Many of them are attracted by celebrity priests, who regularly fill soccer stadiums with the charismatic message. Father Marcelo Rossi, a former aerobics instructor, sells millions of records throughout Brazil and performs to crowds of thousands. In Colombia, Padre Mauricio Cuesta, known as Padre Bala (or “Father Bullet”) encourages his congregation to dance salsa during his services. The charismatics have also captured the airwaves: The majority of religious radio stations in Brazil are now run by the movement.

In March 2013, Jorge Mario Bergoglio, from Argentina, became the first Latin American pope. Bergoglio had initially been sceptical of the charismatic movement, comparing its services to “samba lessons”, but changed his mind after witnessing it at first hand. As Pope Francis I, he has embraced the movement with much greater enthusiasm than his predecessors. In July 2013 he took part in the charismatic-organised World Youth Day on Rio’s Copacabana beach. A year later he addressed 50,000 worshippers at a football stadium in Rome, announcing that he believed that charismatics had received “a great gift from the Lord”.
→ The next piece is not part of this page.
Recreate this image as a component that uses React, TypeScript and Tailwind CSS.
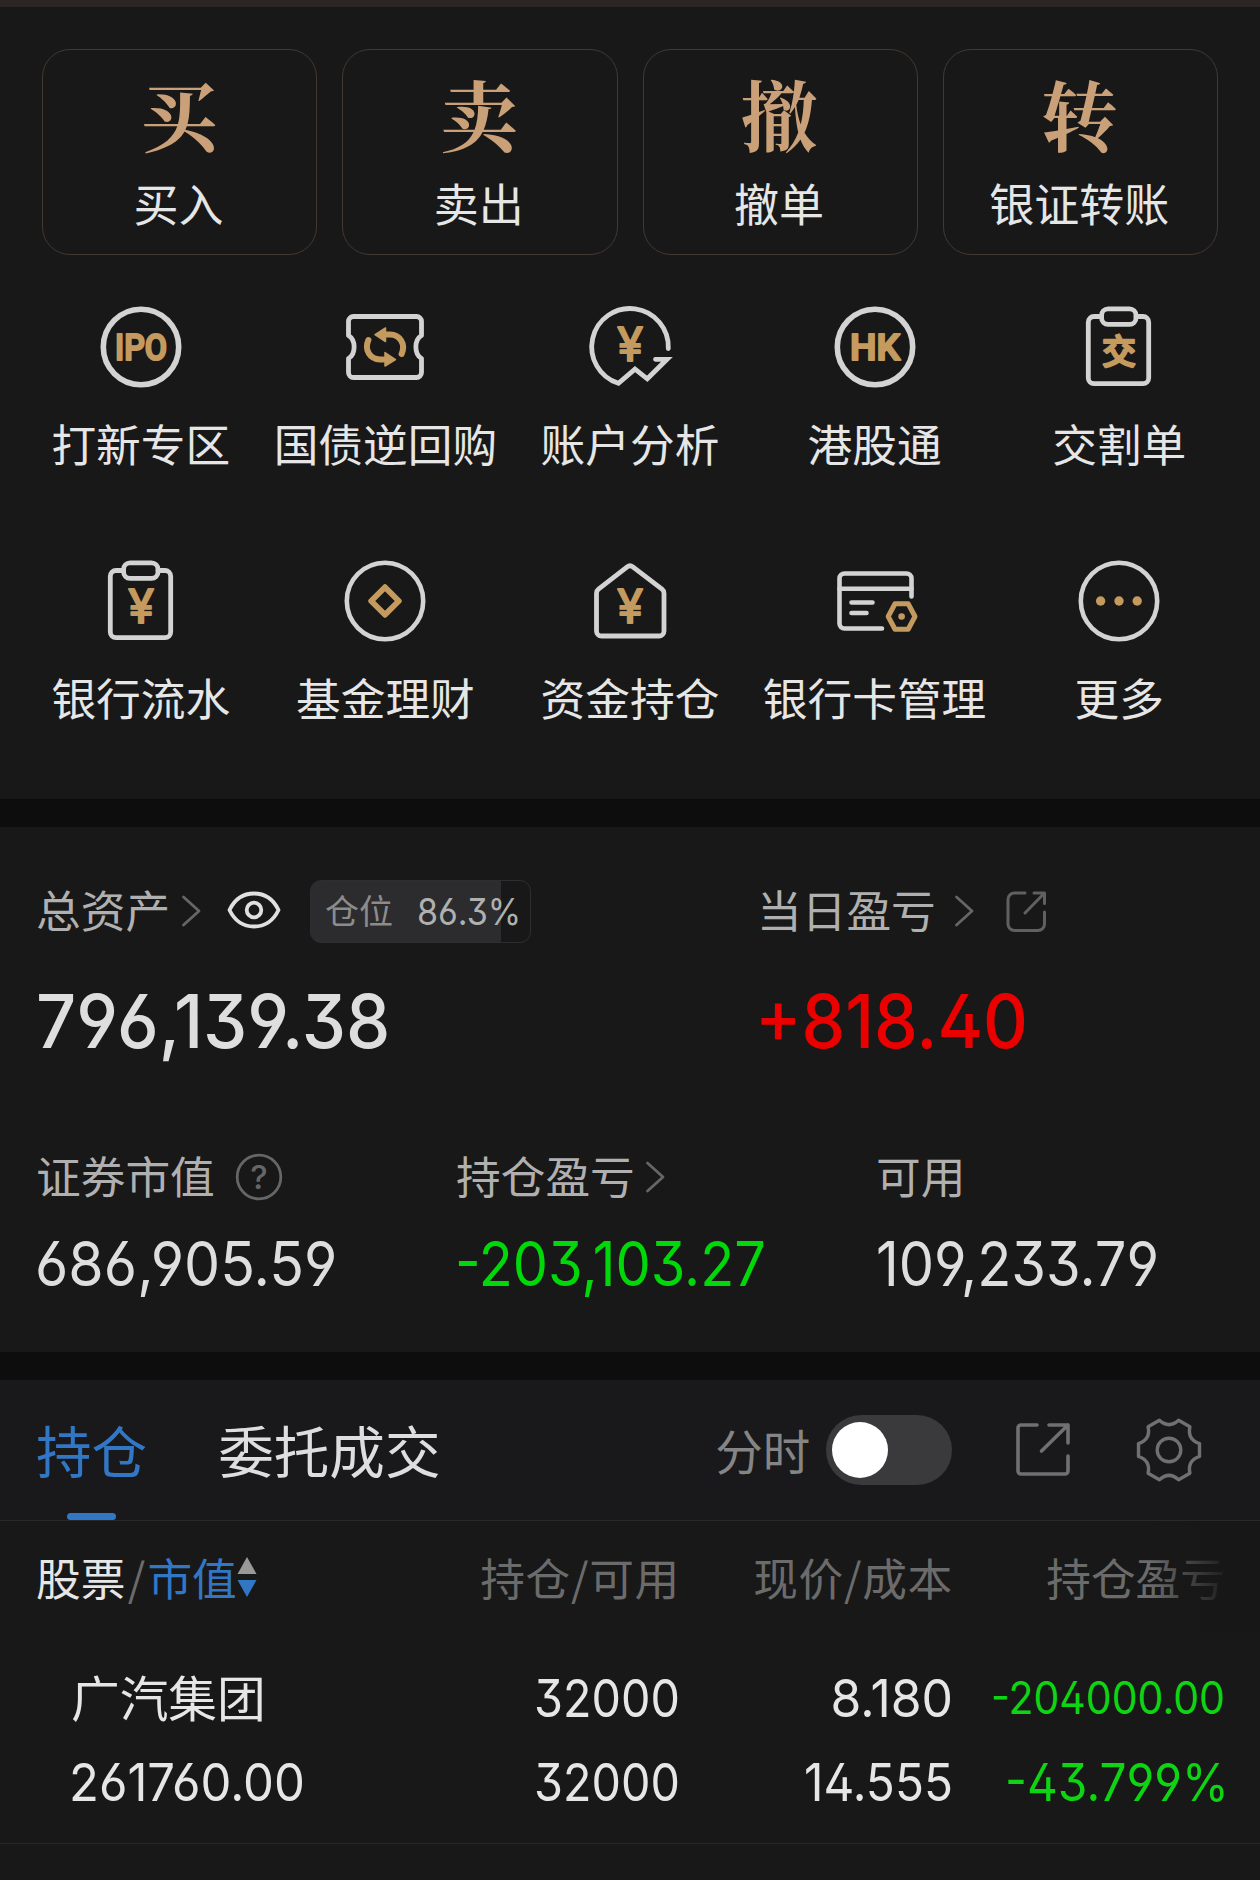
import type { ReactNode } from "react";

const GOLD = "#c49a5f";
const SILVER = "#d3d3d3";

function Icon({ children, width = 5 }: { children: ReactNode; width?: number }) {
  return (
    <svg
      className="size-[90px]"
      viewBox="0 0 90 90"
      fill="none"
      stroke={SILVER}
      strokeWidth={width}
      strokeLinecap="round"
      strokeLinejoin="round"
    >
      {children}
    </svg>
  );
}

function IconText({ children, y, size, length }: { children: string; y: number; size: number; length: number }) {
  return (
    <text
      x={45}
      y={y}
      textAnchor="middle"
      textLength={length}
      lengthAdjust="spacingAndGlyphs"
      fontSize={size}
      fill={GOLD}
      stroke={GOLD}
      strokeWidth={2.2}
      className="font-['Roboto','Noto_Sans_CJK_SC',sans-serif] font-medium"
    >
      {children}
    </text>
  );
}

function Yen({ y }: { y: number }) {
  return (
    <text
      x={45}
      y={y}
      textAnchor="middle"
      fontSize={48}
      fill={GOLD}
      stroke={GOLD}
      strokeWidth={1.8}
      className="font-['Roboto',sans-serif] font-normal"
    >
      ¥
    </text>
  );
}

const clipboard = (
  <>
    <path d="M27.5 14.5H20a5.7 5.7 0 0 0-5.7 5.7V76a5.7 5.7 0 0 0 5.7 5.7H69a5.7 5.7 0 0 0 5.7-5.7V20.2a5.7 5.7 0 0 0-5.7-5.7H62" />
    <rect x="27.6" y="6.8" width="34.4" height="15.6" rx="6.5" />
  </>
);

const actions = [
  { glyph: "买", label: "买入" },
  { glyph: "卖", label: "卖出" },
  { glyph: "撤", label: "撤单" },
  { glyph: "转", label: "银证转账" },
];

const shortcuts: { label: string; icon: ReactNode }[] = [
  {
    label: "打新专区",
    icon: (
      <Icon width={5.6}>
        <circle cx="45" cy="45" r="37.7" />
        <IconText y={57.800} size={36} length={52}>IPO</IconText>
      </Icon>
    ),
  },
  {
    label: "国债逆回购",
    icon: (
      <Icon width={4.8}>
        <path d="M13.5 14.5H76.500a5 5 0 0 1 5 5V33.500C74 38 74 52 81.500 56.500V70.500a5 5 0 0 1-5 5H13.500a5 5 0 0 1-5-5V56.500C16 52 16 38 8.500 33.500V19.500a5 5 0 0 1 5-5Z" />
        <g stroke={GOLD} strokeWidth="6">
          <path d="M46 32.600H50C60 32.900 66 42 61.600 52" />
          <path d="M44 57.400H40C30 57.100 24 48 28.400 38" />
        </g>
        <g fill={GOLD} stroke={GOLD} strokeWidth="1.500">
          <path d="M35 32.600 45.500 26V39.500Z" />
          <path d="M55.500 57.500 45 50.500V64Z" />
        </g>
      </Icon>
    ),
  },
  {
    label: "账户分析",
    icon: (
      <Icon width={4.8}>
        <path strokeLinejoin="miter" d="M83.300 46.500A38.300 38.300 0 1 0 33.400 81.300L50 67.200 62.300 76.800 82 57.300H70.500" />
        <Yen y={59} />
      </Icon>
    ),
  },
  {
    label: "港股通",
    icon: (
      <Icon width={5.6}>
        <circle cx="45" cy="45" r="37.7" />
        <IconText y={57.800} size={36} length={50}>HK</IconText>
      </Icon>
    ),
  },
  {
    label: "交割单",
    icon: (
      <Icon width={4.8}>
        {clipboard}
        <IconText y={62} size={34} length={34}>交</IconText>
      </Icon>
    ),
  },
  {
    label: "银行流水",
    icon: (
      <Icon width={4.8}>
        {clipboard}
        <Yen y={67} />
      </Icon>
    ),
  },
  {
    label: "基金理财",
    icon: (
      <Icon width={4.6}>
        <circle cx="45" cy="45" r="38.2" />
        <path stroke={GOLD} strokeWidth="5.800" d="M45 31.200 58.800 45 45 58.800 31.200 45Z" />
      </Icon>
    ),
  },
  {
    label: "资金持仓",
    icon: (
      <Icon width={4.8}>
        <path d="M42.200 10.800a4.500 4.500 0 0 1 5.600 0L77 33.200a5 5 0 0 1 2 4V75a5 5 0 0 1-5 5H16.500a5 5 0 0 1-5-5V37.200a5 5 0 0 1 2-4Z" />
        <Yen y={66.500} />
      </Icon>
    ),
  },
  {
    label: "银行卡管理",
    icon: (
      <Icon width={4.6}>
        <path d="M81.500 40.500V22.500a5 5 0 0 0-5-5H14.500a5 5 0 0 0-5 5V67.500a5 5 0 0 0 5 5H52" />
        <path d="M9.500 32.800H81.500M21.500 46.500H42.500M21.500 57H36.500" />
        <path stroke={GOLD} strokeWidth="5" d="M65 47.800H78.200L85 60.500 78.200 73.200H65L58.200 60.500Z" />
        <circle cx="71.600" cy="60.500" r="3.300" fill={GOLD} stroke="none" />
      </Icon>
    ),
  },
  {
    label: "更多",
    icon: (
      <Icon width={4.6}>
        <circle cx="45" cy="45" r="38.2" />
        <g fill={GOLD} stroke="none">
          <circle cx="26.600" cy="45" r="4.700" />
          <circle cx="45" cy="45" r="4.700" />
          <circle cx="63.200" cy="45" r="4.700" />
        </g>
      </Icon>
    ),
  },
];

function Chevron({ className }: { className: string }) {
  return (
    <svg className={`h-[32px] w-[20px] shrink-0 ${className}`} viewBox="0 0 20 32" fill="none" stroke="#666" strokeWidth="2.8" strokeLinecap="round" strokeLinejoin="round">
      <path d="M2.500 2 18 16 2.500 30" />
    </svg>
  );
}

function Num({ children, className }: { children: string; className: string }) {
  return (
    <span className={`block whitespace-nowrap font-['Inter',sans-serif] leading-none [font-feature-settings:'ss01','case'] ${className}`}>{children}</span>
  );
}

const metrics = [
  { label: "证券市值", value: "686,905.59", color: "-ml-[1px] text-[#dedede] scale-x-[0.932]", mark: "help" },
  { label: "持仓盈亏", value: "-203,103.27", color: "-ml-[1px] text-[#00d80a] scale-x-[0.908]", mark: "chevron" },
  { label: "可用", value: "109,233.79", color: "text-[#dedede] scale-x-[0.910]", mark: "" },
];

export default function App() {
  return (
    <div className="h-[1880px] w-[1260px] overflow-hidden bg-[#181818] font-['Noto_Sans_CJK_SC',sans-serif] text-[#e6e6e6]">
      <div className="h-[7px] bg-[#2b2624]" />

      <section className="h-[792px]">
        <div className="grid grid-cols-4 gap-[25px] px-[42px] pt-[42px]">
          {actions.map((a) => (
            <div key={a.label} className="flex h-[206px] flex-col items-center rounded-[28px] border border-[#433932] pt-[25px]">
              <span className="mr-[2px] font-['Noto_Serif_CJK_SC','Noto_Sans_CJK_SC',serif] text-[77px] leading-[76px] font-bold text-[#c9a078]">{a.glyph}</span>
              <span className="mt-[22px] mr-[2px] text-[45px] leading-[60px]">{a.label}</span>
            </div>
          ))}
        </div>
        <div className="grid grid-cols-5 px-[18.500px] pt-[47px]">
          {shortcuts.map((s) => (
            <div key={s.label} className="flex h-[254px] flex-col items-center">
              {s.icon}
              <span className="mt-[21px] text-[44.700px] leading-[60px] whitespace-nowrap">{s.label}</span>
            </div>
          ))}
        </div>
      </section>

      <div className="h-[28px] bg-[#0d0d0d]" />

      <section className="h-[525px] pt-[53px] pl-[36px] text-[44.700px] text-[#b0b0b0]">
        <div className="flex h-[63px] items-center">
          <div className="flex w-[722px] items-center">
            <span className="-mt-[5px] leading-[60px] whitespace-nowrap">总资产</span>
            <Chevron className="-mt-[1px] ml-[11px]" />
            <svg className="-mt-[4px] ml-[25px] h-[40px] w-[56px]" viewBox="0 0 56 40" fill="none" stroke="#e0e0e0" strokeWidth="3.8" strokeLinejoin="round">
              <path d="M3.500 20C9 8.500 18 3.500 28 3.500S47 8.500 52.500 20C47 31.500 38 36.500 28 36.500S9 31.500 3.500 20Z" />
              <circle cx="28" cy="20" r="7.300" />
            </svg>
            <div className="ml-[28px] flex h-[63px] w-[221px] items-center rounded-[11px] border border-[#2e2e30] bg-[linear-gradient(90deg,#2c2c2e_190px,#181818_190px)] pl-[14px]">
              <span className="-mt-[3px] shrink-0 text-[34px] leading-[48px] whitespace-nowrap text-[#8c8c8c]">仓位</span>
              <Num className="ml-[24px] origin-left scale-x-[0.920] text-[37px] text-[#b0b0b0]">86.3%</Num>
            </div>
          </div>
          <span className="-mt-[5px] -ml-[1px] leading-[60px] whitespace-nowrap">当日盈亏</span>
          <Chevron className="-mt-[1px] ml-[18px]" />
          <svg className="ml-[31px] size-[42px]" viewBox="0 0 42 42" fill="none" stroke="#606060" strokeWidth="3" strokeLinecap="round" strokeLinejoin="round">
            <path d="M20 2H9.500a6.500 6.500 0 0 0-6.500 6.500V33a6.500 6.500 0 0 0 6.500 6.500H33a6.500 6.500 0 0 0 6.500-6.500V21M29 2H39.500V12.500M39.500 2 20 22" />
          </svg>
        </div>
        <div className="mt-[41px] flex h-[74px] items-center">
          <Num className="w-[719px] shrink-0 origin-left scale-x-[0.951] text-[74px] font-medium text-[#dedede]">796,139.38</Num>
          <Num className="origin-left scale-x-[0.940] text-[74px] font-medium text-[#eb0000]">+818.40</Num>
        </div>
        <div className="mt-[89px] grid grid-cols-[420px_420px_1fr]">
          {metrics.map((m) => (
            <div key={m.label}>
              <div className="flex h-[60px] items-center">
                <span className="-mt-[5px] leading-[60px]">{m.label}</span>
                {m.mark === "help" && (
                  <svg className="ml-[20px] size-[48px]" viewBox="0 0 48 48" fill="none" stroke="#666" strokeWidth="2.8">
                    <circle cx="24" cy="24" r="21.8" />
                    <text x="24" y="36" textAnchor="middle" fontSize="33" fill="#666" stroke="none" className="font-['Inter',sans-serif] font-medium">?</text>
                  </svg>
                )}
                {m.mark === "chevron" && <Chevron className="ml-[10px]" />}
              </div>
              <Num className={`mt-[26px] origin-left text-[61.500px] ${m.color}`}>{m.value}</Num>
            </div>
          ))}
        </div>
      </section>

      <div className="h-[28px] bg-[#0d0d0d]" />

      <section>
        <div className="flex h-[141px] items-center border-b border-[#29292b] bg-[#19191b]">
          <div className="relative ml-[36px] flex h-[140px] items-center pb-[2px] text-[55.600px] leading-[72px] text-[#3177c6]">
            持仓
            <div className="absolute bottom-0 left-[31px] h-[7px] w-[49px] rounded-[4px] bg-[#3177c6]" />
          </div>
          <span className="ml-[71px] w-[497px] pb-[2px] text-[55.600px] leading-[72px] text-[#dedede]">委托成交</span>
          <span className="text-[47.500px] leading-[64px] whitespace-nowrap text-[#858585]">分时</span>
          <div className="ml-[16px] h-[70px] w-[126px] rounded-full bg-[#3a3a3c] p-[7px]">
            <div className="-ml-[1px] size-[56px] rounded-full bg-white" />
          </div>
          <svg className="ml-[62px] size-[58px]" viewBox="0 0 58 58" fill="none" stroke="#707070" strokeWidth="3.6" strokeLinecap="round" strokeLinejoin="round">
            <path d="M23 4H7a3 3 0 0 0-3 3V50a3 3 0 0 0 3 3H51a3 3 0 0 0 3-3V35M35 4H54V22M54 4 27.500 30" />
          </svg>
          <svg className="ml-[62px] size-[70px]" viewBox="-35 -35 70 70" fill="none" stroke="#707070" strokeWidth="3.4" strokeLinejoin="round">
            <path d="M30.500 6.500Q18.200 10.500 20.900 23.200L9.600 29.700Q0 21-9.600 29.700L-20.900 23.200Q-18.200 10.500-30.500 6.500V-6.500Q-18.200-10.500-20.900-23.200L-9.600-29.700Q0-21 9.600-29.700L20.900-23.200Q18.200-10.500 30.500-6.500Z" />
            <circle r="11.8" />
          </svg>
        </div>

        <div className="relative flex h-[112px] items-center pb-[1px] pl-[36px] text-[44.700px] leading-[60px] whitespace-nowrap text-[#6b6b6b]">
          <div className="flex w-[373px] items-center">
            <span className="text-[#e6e6e6]">股票</span>
            <span className="w-[22px] text-center">/</span>
            <span className="text-[#3177c6]">市值</span>
            <svg className="h-[42px] w-[20px]" viewBox="0 0 20 42">
              <path fill="#999" d="M10 1 19.500 18H.5Z" />
              <path fill="#3177c6" d="M10 41 19.500 24H.5Z" />
            </svg>
          </div>
          <span className="w-[271px] text-right tracking-[0.700px]">持仓/可用</span>
          <span className="w-[273px] text-right tracking-[0.700px]">现价/成本</span>
          <span className="w-[272px] text-right">持仓盈亏</span>
          <div className="absolute inset-y-0 right-0 w-[110px] bg-[linear-gradient(90deg,transparent,#171717_75%)]" />
        </div>

        <div className="h-[211px] border-b border-[#262626] pt-[20px] pl-[71px]">
          <div className="flex h-[90px] items-center">
            <span className="w-[339px] pb-[4px] text-[48.700px] leading-[64px]">广汽集团</span>
            <Num className="w-[270px] origin-right scale-x-[0.890] text-right text-[52.500px]">32000</Num>
            <Num className="w-[273px] origin-right scale-x-[0.950] text-right text-[52.500px]">8.180</Num>
            <Num className="w-[272px] origin-right scale-x-[0.922] text-right text-[44.500px] text-[#0ed414]">-204000.00</Num>
          </div>
          <div className="flex h-[79px] items-center">
            <Num className="-ml-[2px] w-[341px] origin-left scale-x-[0.934] text-[52.500px]">261760.00</Num>
            <Num className="w-[270px] origin-right scale-x-[0.890] text-right text-[52.500px]">32000</Num>
            <Num className="w-[273px] origin-right scale-x-[0.910] text-right text-[52.500px]">14.555</Num>
            <Num className="w-[276px] origin-right scale-x-[0.910] text-right text-[52.500px] text-[#0ed414]">-43.799%</Num>
          </div>
        </div>
      </section>
    </div>
  );
}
Pope Francis is enormously popular throughout Latin America. Eight out of ten Catholics view him positively. But despite the success of the charismatic movement, it will be hard for him to slow, or reverse, the tide of Catholics abandoning the church. Although Brazil is currently home to the largest number of Catholics in the world, by 2030 they may find themselves in a minority for the first time. “We’re really looking at an inexorable trend here”, says Andrew Chesnut. “Unless there’s major reform, I don’t see a reversal at this point.”

Such a “major reform” could include letting priests marry or allowing women to join the clergy. That might address the acute shortage and help keep more Latin Americans in the church. But such measures also risk upsetting more conservative Catholics, particularly those in Africa and Asia, and putting the church in the impossible position of having to decide which region’s loyalty matters more.

Without such reforms, the charismatic movement still represents the Catholic church’s best hope of blunting the Pentecostal charge. But it’s running out of time.